→ Aim of the task: Extract each line containing the string "that".

→ Supplied information:
start
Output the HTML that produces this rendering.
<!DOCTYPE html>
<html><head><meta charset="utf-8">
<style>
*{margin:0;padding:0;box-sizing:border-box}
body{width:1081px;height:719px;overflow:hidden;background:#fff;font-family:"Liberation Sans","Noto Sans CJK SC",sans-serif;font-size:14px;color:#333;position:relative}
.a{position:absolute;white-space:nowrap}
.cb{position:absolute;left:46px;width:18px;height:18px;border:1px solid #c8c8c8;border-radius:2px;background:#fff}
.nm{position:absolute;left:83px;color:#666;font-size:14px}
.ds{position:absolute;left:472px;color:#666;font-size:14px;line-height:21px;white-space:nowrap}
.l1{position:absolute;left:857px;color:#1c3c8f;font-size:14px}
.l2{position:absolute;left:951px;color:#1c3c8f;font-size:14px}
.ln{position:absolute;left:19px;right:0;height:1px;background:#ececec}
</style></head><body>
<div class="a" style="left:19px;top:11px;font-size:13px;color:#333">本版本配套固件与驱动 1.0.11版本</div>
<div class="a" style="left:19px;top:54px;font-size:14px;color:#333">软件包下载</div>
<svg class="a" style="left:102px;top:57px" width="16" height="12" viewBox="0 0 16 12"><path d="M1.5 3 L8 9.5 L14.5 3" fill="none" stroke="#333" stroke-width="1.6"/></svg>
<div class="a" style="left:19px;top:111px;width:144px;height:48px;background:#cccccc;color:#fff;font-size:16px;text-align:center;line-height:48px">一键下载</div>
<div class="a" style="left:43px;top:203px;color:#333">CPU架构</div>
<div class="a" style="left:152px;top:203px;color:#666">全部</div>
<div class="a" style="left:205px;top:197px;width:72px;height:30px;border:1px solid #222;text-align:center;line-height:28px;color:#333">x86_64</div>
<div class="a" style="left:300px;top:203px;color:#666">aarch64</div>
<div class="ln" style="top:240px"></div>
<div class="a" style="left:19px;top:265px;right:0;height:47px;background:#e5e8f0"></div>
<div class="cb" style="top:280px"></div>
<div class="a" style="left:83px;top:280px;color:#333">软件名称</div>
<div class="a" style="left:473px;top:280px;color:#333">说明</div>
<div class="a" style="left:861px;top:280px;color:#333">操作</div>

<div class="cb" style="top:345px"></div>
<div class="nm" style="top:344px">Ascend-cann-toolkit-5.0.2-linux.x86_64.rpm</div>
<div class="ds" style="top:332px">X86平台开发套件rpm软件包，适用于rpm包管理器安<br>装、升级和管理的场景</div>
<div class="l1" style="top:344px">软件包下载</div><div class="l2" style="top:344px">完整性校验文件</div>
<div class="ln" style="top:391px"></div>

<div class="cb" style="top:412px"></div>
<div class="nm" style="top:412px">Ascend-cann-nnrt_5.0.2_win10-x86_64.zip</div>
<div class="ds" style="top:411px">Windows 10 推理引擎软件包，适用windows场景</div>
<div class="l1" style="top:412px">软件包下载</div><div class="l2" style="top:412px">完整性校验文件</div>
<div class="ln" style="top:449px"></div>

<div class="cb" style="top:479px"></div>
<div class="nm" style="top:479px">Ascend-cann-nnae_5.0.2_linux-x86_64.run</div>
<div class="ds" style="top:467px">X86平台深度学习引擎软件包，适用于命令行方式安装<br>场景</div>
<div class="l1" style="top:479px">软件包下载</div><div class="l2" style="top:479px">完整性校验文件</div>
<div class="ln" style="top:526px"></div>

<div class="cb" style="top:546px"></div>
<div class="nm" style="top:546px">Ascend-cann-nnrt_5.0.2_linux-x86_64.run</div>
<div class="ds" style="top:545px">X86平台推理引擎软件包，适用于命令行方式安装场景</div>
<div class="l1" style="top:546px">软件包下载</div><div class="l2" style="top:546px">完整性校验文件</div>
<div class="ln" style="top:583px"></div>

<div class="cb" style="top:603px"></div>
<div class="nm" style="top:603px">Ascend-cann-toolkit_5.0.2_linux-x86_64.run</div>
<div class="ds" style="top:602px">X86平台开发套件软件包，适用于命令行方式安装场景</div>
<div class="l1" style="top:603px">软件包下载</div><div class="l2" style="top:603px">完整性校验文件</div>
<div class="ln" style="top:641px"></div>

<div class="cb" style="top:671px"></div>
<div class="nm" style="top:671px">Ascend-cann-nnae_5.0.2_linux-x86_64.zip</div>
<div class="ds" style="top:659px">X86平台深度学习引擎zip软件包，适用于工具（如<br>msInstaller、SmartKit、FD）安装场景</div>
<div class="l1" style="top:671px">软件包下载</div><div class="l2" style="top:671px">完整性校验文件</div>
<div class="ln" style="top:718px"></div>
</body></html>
end
start
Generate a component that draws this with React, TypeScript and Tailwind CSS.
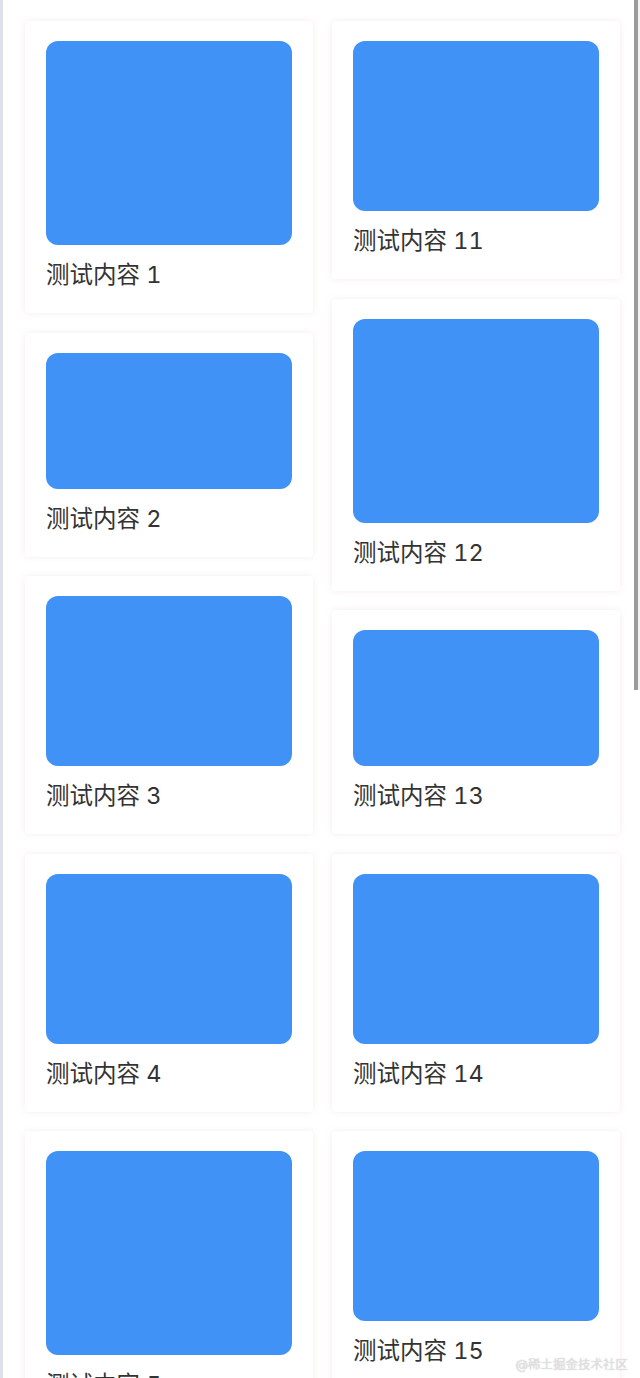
end
→ Result:
Output the HTML that produces this rendering.
Generate a component that draws this with React, TypeScript and Tailwind CSS.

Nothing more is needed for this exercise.